▸ Given records:
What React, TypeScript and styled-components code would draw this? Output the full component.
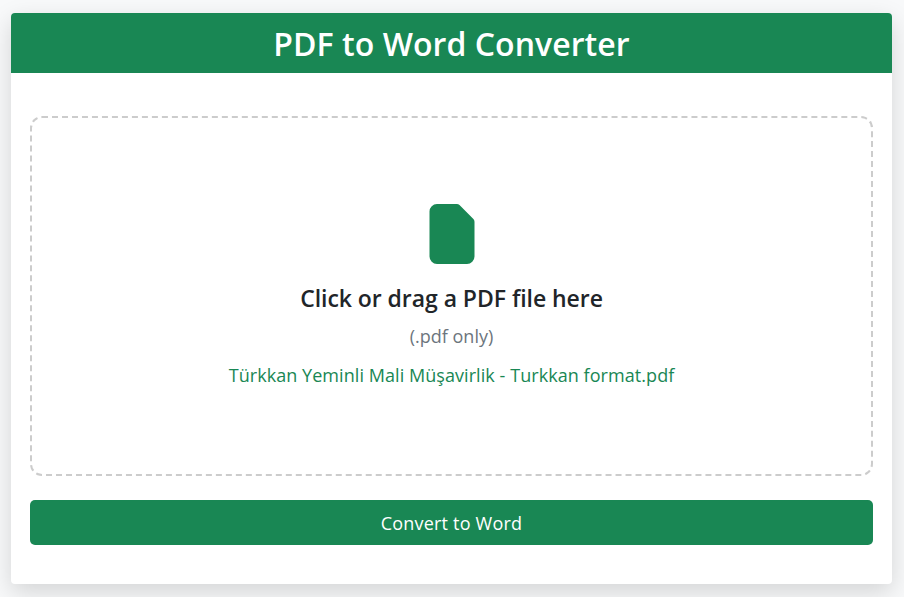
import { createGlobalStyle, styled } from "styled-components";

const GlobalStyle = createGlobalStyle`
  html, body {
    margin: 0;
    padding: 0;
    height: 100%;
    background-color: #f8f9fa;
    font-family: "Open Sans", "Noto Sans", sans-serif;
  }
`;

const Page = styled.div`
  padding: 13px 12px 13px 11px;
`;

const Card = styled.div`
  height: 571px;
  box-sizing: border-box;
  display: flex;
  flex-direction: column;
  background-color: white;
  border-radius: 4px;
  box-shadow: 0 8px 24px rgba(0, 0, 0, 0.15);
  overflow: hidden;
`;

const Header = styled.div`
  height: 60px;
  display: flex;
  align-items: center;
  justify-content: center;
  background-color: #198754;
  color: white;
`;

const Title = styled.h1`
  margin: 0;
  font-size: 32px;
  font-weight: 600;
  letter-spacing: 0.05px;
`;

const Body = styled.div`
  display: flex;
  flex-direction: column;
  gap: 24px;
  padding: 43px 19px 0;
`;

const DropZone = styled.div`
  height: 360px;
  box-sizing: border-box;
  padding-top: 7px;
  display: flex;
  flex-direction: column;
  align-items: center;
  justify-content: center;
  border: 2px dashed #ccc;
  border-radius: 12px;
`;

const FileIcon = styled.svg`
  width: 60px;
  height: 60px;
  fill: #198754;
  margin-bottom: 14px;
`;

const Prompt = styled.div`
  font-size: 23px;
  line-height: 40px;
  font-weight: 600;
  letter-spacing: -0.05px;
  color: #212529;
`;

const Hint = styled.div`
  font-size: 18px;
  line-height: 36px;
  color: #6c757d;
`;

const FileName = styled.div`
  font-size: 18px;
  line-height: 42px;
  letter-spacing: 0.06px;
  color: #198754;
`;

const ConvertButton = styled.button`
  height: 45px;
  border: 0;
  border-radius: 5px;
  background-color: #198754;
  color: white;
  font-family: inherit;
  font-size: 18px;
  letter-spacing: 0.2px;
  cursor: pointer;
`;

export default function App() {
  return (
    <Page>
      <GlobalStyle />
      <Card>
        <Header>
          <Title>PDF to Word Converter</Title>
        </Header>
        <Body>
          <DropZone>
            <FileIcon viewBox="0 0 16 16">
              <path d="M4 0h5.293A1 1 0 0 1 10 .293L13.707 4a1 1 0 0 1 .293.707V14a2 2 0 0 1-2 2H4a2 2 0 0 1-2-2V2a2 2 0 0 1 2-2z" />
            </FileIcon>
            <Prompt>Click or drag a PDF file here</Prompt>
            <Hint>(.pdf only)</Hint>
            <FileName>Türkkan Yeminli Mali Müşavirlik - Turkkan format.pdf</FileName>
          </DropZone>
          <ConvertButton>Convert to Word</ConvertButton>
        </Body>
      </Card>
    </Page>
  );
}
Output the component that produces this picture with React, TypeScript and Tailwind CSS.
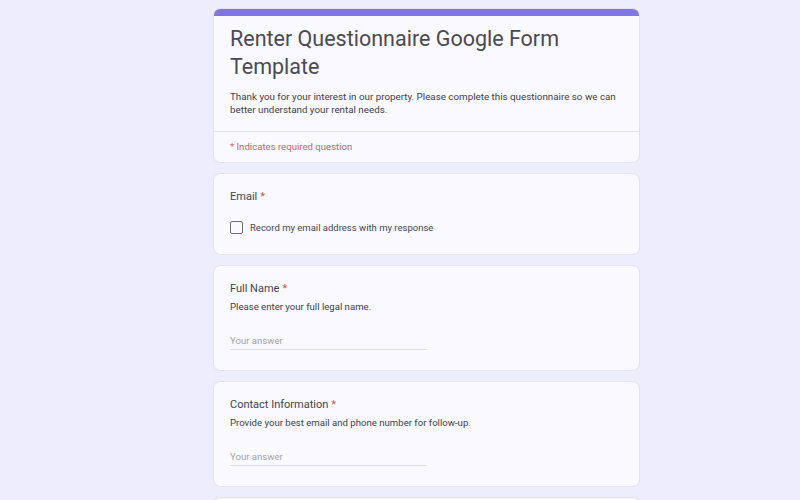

▸ What this task involves:
Give only the number of lines in the entries above that hold the string "Output".

▸ Answer to the exercise:
2